This Is How You Lose the Time War

This is a Sci-Fi book, but I think it could also be classified in the recent trend of books talking about Sci-Fi for readers not necessarily accustomed to this domain (I think about the recent french book “L’anomalie” but also a tweet from Noah Smith).

The story is about two women, belonging to different allegiances. One, called Blue, belongs to the Garden, a futuristic society that exploited the power of Nature. The other, called Red, belongs to the Agency, a futuristic society with tons of silicon high-tech.

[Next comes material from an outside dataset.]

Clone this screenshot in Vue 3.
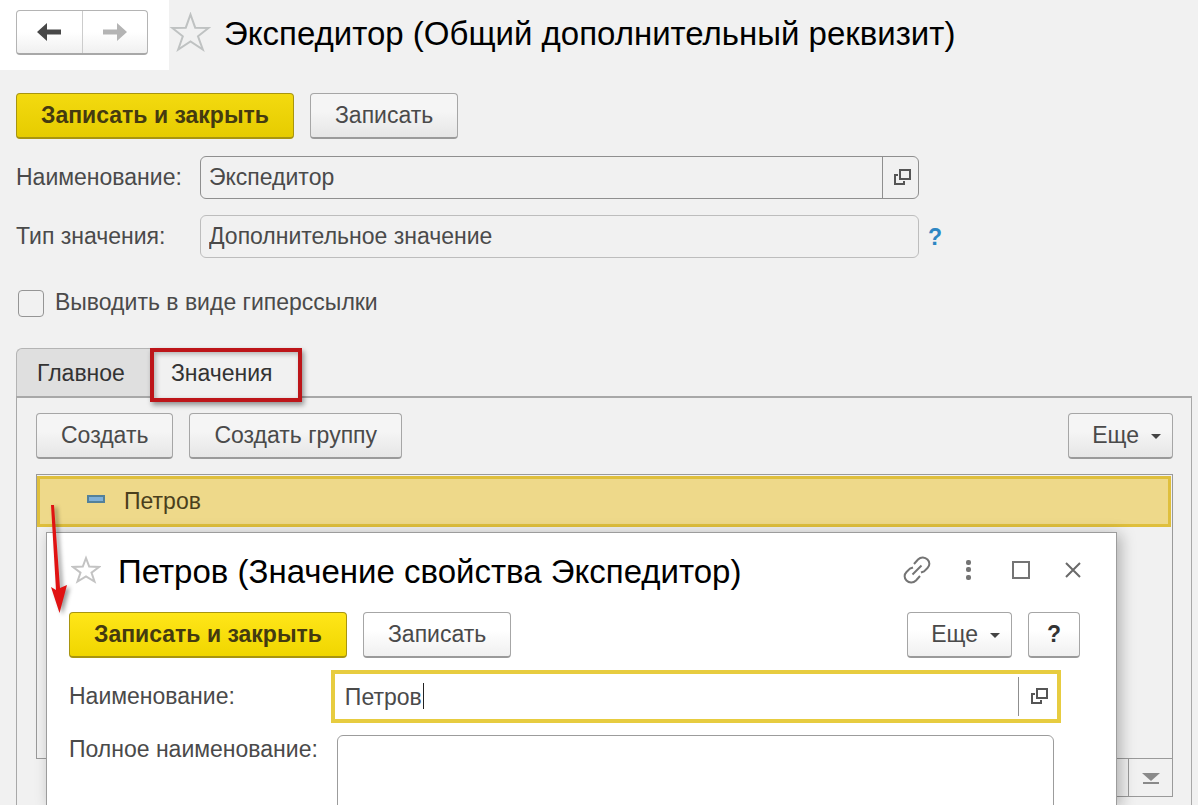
<script setup>
import { ref } from 'vue'

const name = ref('Экспедитор')
const valueType = ref('Дополнительное значение')
const asLink = ref(false)
const tabs = ['Главное', 'Значения']
const activeTab = ref('Значения')
const values = ref(['Петров'])
const dialogName = ref('Петров')
const fullName = ref('')
</script>

<template>
  <main class="page">
    <header class="head">
      <div class="nav-wrap">
        <div class="nav">
          <button type="button" aria-label="Назад">
            <svg width="26" height="20" viewBox="0 0 26 20"><path d="M1 10 11 1v6.500h14v5H11V19z" fill="#484848" /></svg>
          </button>
          <button type="button" aria-label="Вперед">
            <svg width="26" height="20" viewBox="0 0 26 20"><path d="M25 10 15 1v6.500H1v5h14V19z" fill="#b4b4b4" /></svg>
          </button>
        </div>
      </div>
      <button class="plain" type="button" aria-label="В избранное">
        <svg width="42" height="40" viewBox="0 0 42 40"><path d="M21.500 2.500 26.200 15.700 39.500 16 29 24.300 33.800 37.500 21.500 29.500 9.200 37.500 13.800 24.300 3.300 16 16.800 15.700z" fill="none" stroke="#bfc2c2" stroke-width="2" /></svg>
      </button>
      <h1>Экспедитор (Общий дополнительный реквизит)</h1>
    </header>

    <div class="commands">
      <button class="btn primary" type="button">Записать и закрыть</button>
      <button class="btn" type="button">Записать</button>
    </div>

    <div class="form">
      <div class="field">
        <label for="name">Наименование:</label>
        <div class="box">
          <input id="name" v-model="name" type="text" />
          <button class="open" type="button" aria-label="Открыть">
            <svg width="18" height="18" viewBox="0 0 18 18" fill="none" stroke="#555" stroke-width="2"><path d="M7 2h10v9H7z" /><path d="M5 7H2v9h9v-3" /></svg>
          </button>
        </div>
      </div>
      <div class="field">
        <label for="type">Тип значения:</label>
        <div class="box readonly">
          <input id="type" :value="valueType" type="text" readonly />
        </div>
        <button class="plain hint" type="button">?</button>
      </div>
    </div>

    <label class="check">
      <input v-model="asLink" type="checkbox" />
      <span>Выводить в виде гиперссылки</span>
    </label>

    <div class="tabs" role="tablist">
      <button
        v-for="tab in tabs"
        :key="tab"
        class="tab"
        :class="{ active: tab === activeTab }"
        type="button"
        role="tab"
        :aria-selected="tab === activeTab"
        @click="activeTab = tab"
      >{{ tab }}</button>
    </div>

    <section class="panel">
      <div class="toolbar">
        <button class="btn" type="button">Создать</button>
        <button class="btn" type="button">Создать группу</button>
        <button class="btn more" type="button">Еще <i class="caret"></i></button>
      </div>
      <div class="list">
        <ul>
          <li v-for="v in values" :key="v"><i class="dash"></i>{{ v }}</li>
        </ul>
      </div>
      <div class="pager">
        <button type="button" aria-label="Вниз">
          <svg width="20" height="14" viewBox="0 0 20 14"><path d="M1 1h18l-9 8z" fill="#8a8a8a" /></svg>
        </button>
        <button type="button" aria-label="В конец">
          <svg width="20" height="14" viewBox="0 0 20 14"><path d="M1 1h18l-9 8zM2 10h16v2H2z" fill="#8a8a8a" /></svg>
        </button>
      </div>
    </section>

    <section class="dialog" role="dialog" aria-labelledby="dialog-title">
      <header class="dialog-head">
        <button class="plain" type="button" aria-label="В избранное">
          <svg width="30" height="30" viewBox="0 0 30 30"><path d="M15 3 18.200 11.600 28 12 20.500 17.600 23.500 26.500 15 21.500 6.500 26.500 9.500 17.600 2 12 11.800 11.600z" fill="none" stroke="#c3c3c3" stroke-width="2" /></svg>
        </button>
        <h2 id="dialog-title">Петров (Значение свойства Экспедитор)</h2>
        <div class="window-tools">
          <button class="plain" type="button" aria-label="Ссылка">
            <svg width="28" height="28" viewBox="0 0 28 28" fill="none" stroke="#747474" stroke-width="2"><path d="M11 8l4-4.500c3-3 7-2.500 9.500 0s2.500 6 0 8.500L21 15.500l-3 1" /><path d="M17 20l-4 4.500c-3 3-7 2.500-9.500 0s-2.500-6 0-8.500L7 12.500l3-1" /><path d="M9.500 18.500l9-9" /></svg>
          </button>
          <button class="plain" type="button" aria-label="Меню">
            <svg width="28" height="28" viewBox="0 0 28 28" fill="#747474"><rect x="11" y="4" width="5" height="5" rx="2" /><rect x="11" y="11" width="5" height="5" rx="2" /><rect x="11" y="19" width="5" height="5" rx="2" /></svg>
          </button>
          <button class="plain" type="button" aria-label="Развернуть">
            <svg width="28" height="28" viewBox="0 0 28 28"><path d="M6 6h16v16H6z" fill="none" stroke="#747474" stroke-width="2" /></svg>
          </button>
          <button class="plain" type="button" aria-label="Закрыть">
            <svg width="28" height="28" viewBox="0 0 28 28"><path d="M7 7l14 14M21 7 7 21" fill="none" stroke="#6a6a6a" stroke-width="2" /></svg>
          </button>
        </div>
      </header>
      <div class="toolbar">
        <button class="btn primary" type="button">Записать и закрыть</button>
        <button class="btn" type="button">Записать</button>
        <button class="btn more" type="button">Еще <i class="caret"></i></button>
        <button class="btn help" type="button">?</button>
      </div>
      <div class="dialog-form">
        <label for="d-name">Наименование:</label>
        <div class="focus">
          <span class="typed"><input id="d-name" v-model="dialogName" type="text" /><i class="cursor"></i></span>
          <button class="open" type="button" aria-label="Открыть">
            <svg width="18" height="18" viewBox="0 0 18 18" fill="none" stroke="#555" stroke-width="2"><path d="M7 2h10v9H7z" /><path d="M5 7H2v9h9v-3" /></svg>
          </button>
        </div>
        <label for="d-full" class="top">Полное наименование:</label>
        <textarea id="d-full" v-model="fullName"></textarea>
      </div>
    </section>

    <svg class="arrow" width="30" height="120" viewBox="0 0 30 120" aria-hidden="true">
      <path d="M11 4h3l6 83 7-3-7.500 28L11 86l5 3z" fill="#e01212" />
    </svg>
  </main>
</template>

<style>
body {
  margin: 0;
  background: #f1f1f1;
}
</style>

<style scoped>
* {
  box-sizing: border-box;
}
.page {
  position: relative;
  display: flex;
  flex-direction: column;
  height: 100vh;
  overflow: hidden;
  background: #f1f1f1;
  color: #4a4a4a;
  font: 23px/28px "Liberation Sans", Arial, sans-serif;
}
button,
input,
textarea {
  font: inherit;
  color: inherit;
  margin: 0;
}
.plain {
  display: flex;
  padding: 0;
  border: 0;
  background: none;
}
.head {
  display: flex;
  align-items: center;
  height: 70px;
  flex: none;
}
.nav-wrap {
  background: #fff;
  height: 70px;
  width: 169px;
  padding: 10px 21px 0 16px;
}
.nav {
  display: flex;
  height: 45px;
  border: 1px solid #b4b4b4;
  border-bottom: 2px solid #a8a8a8;
  border-radius: 4px;
  background: linear-gradient(#fff 50%, #f0f0f0);
}
.nav button {
  flex: 1;
  display: flex;
  align-items: center;
  justify-content: center;
  padding: 0;
  border: 0;
  background: none;
}
.nav button + button {
  border-left: 1px solid #ccc;
}
.head .plain {
  margin-bottom: 6px;
}
h1,
h2 {
  margin: 0;
  color: #000;
  font-size: 33px;
  line-height: 40px;
  font-weight: 400;
  white-space: nowrap;
}
h1 {
  margin: 0 0 2px 13px;
}
.commands,
.toolbar {
  display: flex;
  gap: 16px;
}
.commands {
  padding: 23px 16px 17px;
}
.btn {
  height: 46px;
  padding: 0 24px 2px;
  border: 1px solid #a6a6a6;
  border-bottom: 2px solid #9a9a9a;
  border-radius: 4px;
  background: linear-gradient(#f5f5f5 40%, #e6e6e6);
  white-space: nowrap;
}
.btn.primary {
  border-color: #a89510;
  background: linear-gradient(#f3da10, #e6cc00);
  color: #443a10;
  font-weight: 700;
}
.more {
  display: flex;
  align-items: center;
  gap: 12px;
  margin-left: auto;
  padding: 0 11px 2px 23px;
}
.caret {
  margin-top: 4px;
  border: 5px solid transparent;
  border-top-color: #444;
  border-bottom: 0;
}
.form {
  display: grid;
  gap: 16px;
  padding: 0 16px;
}
.field {
  display: flex;
  align-items: center;
}
.field label {
  width: 184px;
  flex: none;
  padding-bottom: 2px;
}
.box {
  display: flex;
  flex: 1;
  max-width: 719px;
  height: 43px;
  border: 1px solid #8f8f8f;
  border-radius: 6px;
}
.box.readonly {
  border-color: #bdbdbd;
}
.box input,
.focus input {
  flex: 1;
  min-width: 0;
  padding: 0 8px 2px;
  border: 0;
  outline: 0;
  background: none;
}
.open {
  display: flex;
  align-items: center;
  justify-content: center;
  width: 36px;
  padding: 0 0 2px 2px;
  border: 0;
  border-left: 1px solid #8f8f8f;
  background: none;
}
.hint {
  margin-left: 9px;
  color: #2d86c3;
  font-weight: 700;
}
.check {
  display: flex;
  align-items: center;
  gap: 11px;
  margin: 28px 18px 27px;
  line-height: 32px;
}
.check input {
  appearance: none;
  width: 26px;
  height: 27px;
  border: 1px solid #959595;
  border-radius: 4px;
}
.check span {
  padding-bottom: 3px;
}
.tabs {
  display: flex;
  padding-left: 16px;
  flex: none;
}
.tab {
  height: 48px;
  padding: 0 25px 0 20px;
  border: 1px solid #b4b4b4;
  border-width: 1px 0 0 1px;
  border-radius: 6px 0 0 0;
  background: #dfdfdf;
  color: #333;
}
.tab.active {
  position: relative;
  z-index: 1;
  height: 54px;
  margin-bottom: -6px;
  padding: 0 25px 4px 17px;
  border: 4px solid #bd1519;
  border-radius: 0;
  background: #f1f1f1;
  box-shadow: 2px 3px 5px #0006, inset 2px 2px 5px #0004;
}
.panel {
  flex: 1;
  display: flex;
  flex-direction: column;
  margin: 0 6px 0 16px;
  padding: 15px 18px 8px 19px;
  border: 1px solid #a8a8a8;
  border-top-width: 2px;
  border-bottom: 0;
}
.list {
  flex: 1;
  margin-top: 15px;
  border: 1px solid #9a9a9a;
}
ul {
  margin: 0;
  padding: 1px 1px 0 0;
  list-style: none;
}
li {
  display: flex;
  align-items: center;
  height: 51px;
  padding: 0 0 2px 47px;
  border: 3px solid #dfbf3c;
  background: #eed98a;
  color: #4a3f1c;
}
.dash {
  width: 18px;
  height: 8px;
  margin: 0 19px 3px 0;
  border: 2px solid #53819a;
  background: #7fb0d8;
}
.pager {
  display: flex;
  justify-content: flex-end;
}
.pager button {
  display: flex;
  align-items: center;
  justify-content: center;
  width: 44px;
  height: 38px;
  padding: 2px 0 0;
  border: 1px solid #9a9a9a;
  border-top: 0;
  background: #f1f1f1;
}
.pager button + button {
  border-left: 0;
}
.dialog {
  position: absolute;
  top: 532px;
  right: 81px;
  bottom: 0;
  left: 46px;
  padding: 0 36px 0 22px;
  border: 1px solid #9c9c9c;
  border-bottom: 0;
  background: #fff;
  box-shadow: 4px 2px 14px #0004;
}
.dialog .btn {
  background: linear-gradient(#fff 40%, #f0f0f0);
}
.dialog .btn.primary {
  background: linear-gradient(#ffe619, #f0d600);
}
.dialog .help {
  margin: 0;
  padding: 0 18px 2px;
  color: #333;
  font-weight: 700;
}
.dialog-head {
  display: flex;
  align-items: center;
  height: 79px;
  padding-bottom: 2px;
}
.dialog-head > .plain {
  margin: 0 17px 4px 2px;
}
.window-tools {
  display: flex;
  gap: 24px;
  margin: 0 -7px 4px auto;
}
.dialog-form {
  display: grid;
  grid-template-columns: auto minmax(0, 1fr);
  column-gap: 13px;
  row-gap: 12px;
  margin: 12px 19px 0 0;
}
.dialog-form label {
  padding-top: 12px;
}
.dialog-form label.top {
  padding-top: 0;
}
.focus {
  display: flex;
  height: 53px;
  padding: 3px 0;
  border: 4px solid #e7cc40;
}
.focus .open {
  width: 39px;
}
.typed {
  position: relative;
  display: flex;
  flex: 1;
}
.focus input {
  padding: 0 10px;
}
.cursor {
  position: absolute;
  left: 88px;
  top: 6px;
  width: 1px;
  height: 26px;
  background: #222;
}
textarea {
  height: 120px;
  margin: 0 7px 0 6px;
  border: 1px solid #9c9c9c;
  border-radius: 6px;
  background: #fff;
  resize: none;
}
.arrow {
  position: absolute;
  top: 501px;
  left: 40px;
  filter: drop-shadow(3px 2px 2px #0006);
}
</style>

They aren’t really women, their descriptions are fuzzy, but we could say one is a woman-plant, and the other a woman-robot. The whole book is about how two impossible ennemies, that fight across many worlds and timelines, exchange letters. Not the kind of letters you and me write. They seldom write with ink and paper, rather with foods, chemical in the air, smell, etc.

While the story is interesting (example at the end of the review), the forte of this book is the writing. It’s a poem, written with beautiful words and sentences. I’m not going to lie, as a non-native english speaker, it’s quite challenging and I had to often google the words.

As an example for the nice ideas elaborated in this book: in one of the timeline, everybody print their food that they downloaded the blueprint on internet. To avoid printing food that was tainted with poison by some foes, every food blueprint is cryptographically signed to ensure that —yeah I downloaded the right blueprint, unalterated. What if someone could mess with the global system that sign those blueprints? –It would lead to interesting times, as the chinese saying goes.